### Written exercise
Print word for word the first line of the listing below and every line after it, through the line with "MdCreditCard, MdHistory, MdPersonOutline". Leave out the pictures and the rest.

### Data extract
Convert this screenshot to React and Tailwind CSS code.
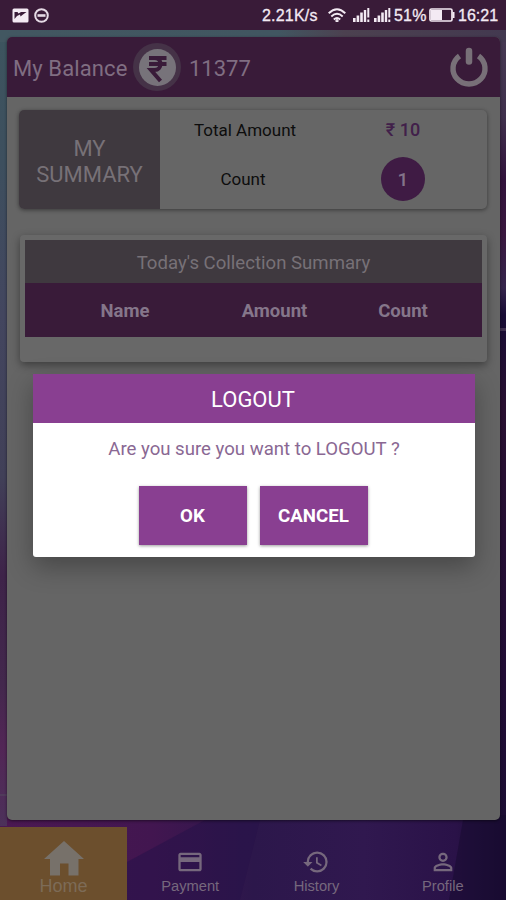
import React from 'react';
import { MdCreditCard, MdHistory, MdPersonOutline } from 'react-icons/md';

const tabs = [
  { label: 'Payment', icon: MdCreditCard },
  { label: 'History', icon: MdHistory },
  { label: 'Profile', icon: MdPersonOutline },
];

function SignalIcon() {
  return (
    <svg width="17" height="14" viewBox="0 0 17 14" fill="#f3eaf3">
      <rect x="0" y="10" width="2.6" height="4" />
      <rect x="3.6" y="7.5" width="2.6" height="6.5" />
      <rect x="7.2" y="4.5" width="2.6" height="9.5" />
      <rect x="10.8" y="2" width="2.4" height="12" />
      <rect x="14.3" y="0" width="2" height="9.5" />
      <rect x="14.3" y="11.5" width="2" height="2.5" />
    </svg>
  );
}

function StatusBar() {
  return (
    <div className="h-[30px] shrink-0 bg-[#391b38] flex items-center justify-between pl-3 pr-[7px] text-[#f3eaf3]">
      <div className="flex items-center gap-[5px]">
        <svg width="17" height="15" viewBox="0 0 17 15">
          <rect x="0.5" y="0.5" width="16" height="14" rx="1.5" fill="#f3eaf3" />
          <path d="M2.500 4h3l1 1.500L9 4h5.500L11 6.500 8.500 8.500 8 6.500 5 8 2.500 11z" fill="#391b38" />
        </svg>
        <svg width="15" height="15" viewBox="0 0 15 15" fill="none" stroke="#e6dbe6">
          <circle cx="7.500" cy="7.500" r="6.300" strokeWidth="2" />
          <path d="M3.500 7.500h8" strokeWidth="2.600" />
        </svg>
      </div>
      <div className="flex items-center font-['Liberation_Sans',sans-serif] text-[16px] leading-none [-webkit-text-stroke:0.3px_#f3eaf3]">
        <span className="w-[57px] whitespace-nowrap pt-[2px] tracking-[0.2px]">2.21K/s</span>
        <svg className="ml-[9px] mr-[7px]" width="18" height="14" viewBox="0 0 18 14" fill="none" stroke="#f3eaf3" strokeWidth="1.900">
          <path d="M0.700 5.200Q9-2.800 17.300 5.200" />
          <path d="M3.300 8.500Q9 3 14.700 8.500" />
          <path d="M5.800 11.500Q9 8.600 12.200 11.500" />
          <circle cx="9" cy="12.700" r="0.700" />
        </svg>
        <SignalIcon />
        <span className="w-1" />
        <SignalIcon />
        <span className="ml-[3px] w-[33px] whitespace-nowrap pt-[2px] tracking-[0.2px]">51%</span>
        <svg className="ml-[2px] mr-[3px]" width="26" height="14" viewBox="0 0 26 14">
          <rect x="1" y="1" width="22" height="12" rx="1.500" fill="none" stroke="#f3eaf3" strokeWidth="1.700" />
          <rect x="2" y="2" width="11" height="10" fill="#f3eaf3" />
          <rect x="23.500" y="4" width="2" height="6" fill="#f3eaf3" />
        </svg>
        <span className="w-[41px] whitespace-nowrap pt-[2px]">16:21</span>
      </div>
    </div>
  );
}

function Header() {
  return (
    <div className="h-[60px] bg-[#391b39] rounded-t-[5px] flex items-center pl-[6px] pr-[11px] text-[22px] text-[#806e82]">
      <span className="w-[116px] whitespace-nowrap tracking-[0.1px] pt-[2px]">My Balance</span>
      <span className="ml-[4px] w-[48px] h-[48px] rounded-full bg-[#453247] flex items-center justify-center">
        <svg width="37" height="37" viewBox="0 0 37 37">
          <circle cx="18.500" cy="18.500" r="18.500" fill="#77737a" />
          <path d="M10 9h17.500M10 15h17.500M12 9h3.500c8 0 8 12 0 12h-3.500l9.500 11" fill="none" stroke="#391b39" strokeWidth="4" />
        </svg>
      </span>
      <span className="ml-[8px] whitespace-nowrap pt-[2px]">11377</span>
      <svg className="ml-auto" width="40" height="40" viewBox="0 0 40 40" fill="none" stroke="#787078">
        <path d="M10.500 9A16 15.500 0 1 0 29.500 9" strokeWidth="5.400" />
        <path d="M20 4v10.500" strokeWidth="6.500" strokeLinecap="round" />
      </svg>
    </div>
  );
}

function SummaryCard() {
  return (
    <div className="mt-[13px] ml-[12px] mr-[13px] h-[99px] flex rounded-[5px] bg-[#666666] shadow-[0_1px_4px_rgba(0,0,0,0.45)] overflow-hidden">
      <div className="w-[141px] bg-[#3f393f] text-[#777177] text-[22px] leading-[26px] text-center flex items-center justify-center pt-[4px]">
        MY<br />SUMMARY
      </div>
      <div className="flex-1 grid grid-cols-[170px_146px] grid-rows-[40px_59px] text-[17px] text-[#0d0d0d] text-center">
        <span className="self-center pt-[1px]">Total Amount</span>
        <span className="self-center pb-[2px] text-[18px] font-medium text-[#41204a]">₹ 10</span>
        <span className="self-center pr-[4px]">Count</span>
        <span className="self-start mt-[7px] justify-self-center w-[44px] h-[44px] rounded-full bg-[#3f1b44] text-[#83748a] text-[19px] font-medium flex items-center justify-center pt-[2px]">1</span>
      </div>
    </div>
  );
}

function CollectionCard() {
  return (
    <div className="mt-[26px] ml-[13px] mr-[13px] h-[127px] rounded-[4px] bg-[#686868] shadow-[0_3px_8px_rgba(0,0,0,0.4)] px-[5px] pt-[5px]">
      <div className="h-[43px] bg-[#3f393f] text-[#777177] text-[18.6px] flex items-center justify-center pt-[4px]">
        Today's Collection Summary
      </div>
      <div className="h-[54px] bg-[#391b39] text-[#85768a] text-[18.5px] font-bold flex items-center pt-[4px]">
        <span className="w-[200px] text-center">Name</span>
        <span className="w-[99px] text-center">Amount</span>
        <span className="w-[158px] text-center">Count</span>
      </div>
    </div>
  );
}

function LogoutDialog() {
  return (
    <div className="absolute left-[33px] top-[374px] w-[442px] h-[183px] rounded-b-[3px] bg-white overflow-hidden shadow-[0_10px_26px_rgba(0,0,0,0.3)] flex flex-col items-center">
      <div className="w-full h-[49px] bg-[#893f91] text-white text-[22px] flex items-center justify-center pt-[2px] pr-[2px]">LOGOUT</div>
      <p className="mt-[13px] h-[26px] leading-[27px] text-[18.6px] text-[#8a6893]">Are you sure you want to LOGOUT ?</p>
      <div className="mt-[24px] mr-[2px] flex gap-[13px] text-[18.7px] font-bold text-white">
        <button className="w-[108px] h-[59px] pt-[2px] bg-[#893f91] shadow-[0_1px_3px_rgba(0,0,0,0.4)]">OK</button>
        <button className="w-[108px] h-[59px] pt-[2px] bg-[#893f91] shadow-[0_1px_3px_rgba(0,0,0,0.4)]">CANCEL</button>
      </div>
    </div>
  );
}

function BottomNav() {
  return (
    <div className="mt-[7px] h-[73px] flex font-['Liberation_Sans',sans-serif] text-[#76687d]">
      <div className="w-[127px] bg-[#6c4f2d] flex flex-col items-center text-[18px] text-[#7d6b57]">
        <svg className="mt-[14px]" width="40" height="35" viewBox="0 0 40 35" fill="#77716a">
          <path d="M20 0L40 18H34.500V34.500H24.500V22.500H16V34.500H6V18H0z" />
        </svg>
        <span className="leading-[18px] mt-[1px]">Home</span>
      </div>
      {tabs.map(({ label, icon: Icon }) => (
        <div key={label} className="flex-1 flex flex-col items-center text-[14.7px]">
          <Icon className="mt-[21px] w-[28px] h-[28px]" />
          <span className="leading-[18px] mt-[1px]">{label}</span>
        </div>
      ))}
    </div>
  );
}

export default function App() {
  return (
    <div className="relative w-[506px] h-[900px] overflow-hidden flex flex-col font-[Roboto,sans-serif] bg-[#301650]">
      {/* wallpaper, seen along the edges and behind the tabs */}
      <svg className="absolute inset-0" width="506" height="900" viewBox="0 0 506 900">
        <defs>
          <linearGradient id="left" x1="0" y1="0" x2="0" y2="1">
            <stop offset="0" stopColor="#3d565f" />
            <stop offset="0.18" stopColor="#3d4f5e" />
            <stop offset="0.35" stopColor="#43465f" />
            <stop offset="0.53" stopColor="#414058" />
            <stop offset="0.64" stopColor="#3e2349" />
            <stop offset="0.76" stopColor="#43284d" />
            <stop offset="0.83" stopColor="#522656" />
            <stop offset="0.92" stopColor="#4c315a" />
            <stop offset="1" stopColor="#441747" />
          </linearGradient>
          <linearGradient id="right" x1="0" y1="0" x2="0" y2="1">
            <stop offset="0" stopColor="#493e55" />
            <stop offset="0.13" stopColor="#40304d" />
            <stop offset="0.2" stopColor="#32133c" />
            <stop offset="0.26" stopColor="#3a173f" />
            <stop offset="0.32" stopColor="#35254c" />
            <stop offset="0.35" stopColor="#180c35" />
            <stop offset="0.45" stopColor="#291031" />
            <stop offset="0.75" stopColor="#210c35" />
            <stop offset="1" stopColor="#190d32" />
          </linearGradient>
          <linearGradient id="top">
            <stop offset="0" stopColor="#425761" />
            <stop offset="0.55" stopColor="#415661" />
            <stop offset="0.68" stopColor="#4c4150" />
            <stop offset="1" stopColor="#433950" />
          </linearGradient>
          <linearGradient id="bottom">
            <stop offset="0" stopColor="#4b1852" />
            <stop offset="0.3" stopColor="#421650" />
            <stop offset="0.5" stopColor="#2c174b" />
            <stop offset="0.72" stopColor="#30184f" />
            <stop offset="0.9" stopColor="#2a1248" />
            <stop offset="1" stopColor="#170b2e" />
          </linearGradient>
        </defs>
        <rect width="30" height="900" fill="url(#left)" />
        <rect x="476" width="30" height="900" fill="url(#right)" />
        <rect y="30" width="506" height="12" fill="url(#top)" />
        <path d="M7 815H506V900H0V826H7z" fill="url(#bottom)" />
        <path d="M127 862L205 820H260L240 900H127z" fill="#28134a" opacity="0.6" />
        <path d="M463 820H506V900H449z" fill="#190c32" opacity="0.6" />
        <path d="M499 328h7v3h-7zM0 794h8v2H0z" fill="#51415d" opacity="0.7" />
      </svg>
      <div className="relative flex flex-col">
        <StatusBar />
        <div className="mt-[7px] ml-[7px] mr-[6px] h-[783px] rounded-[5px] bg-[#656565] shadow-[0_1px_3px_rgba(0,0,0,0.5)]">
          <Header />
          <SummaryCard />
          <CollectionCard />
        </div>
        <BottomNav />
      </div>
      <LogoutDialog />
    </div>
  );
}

### Finished answer
Convert this screenshot to React and Tailwind CSS code.
import React from 'react';
import { MdCreditCard, MdHistory, MdPersonOutline } from 'react-icons/md';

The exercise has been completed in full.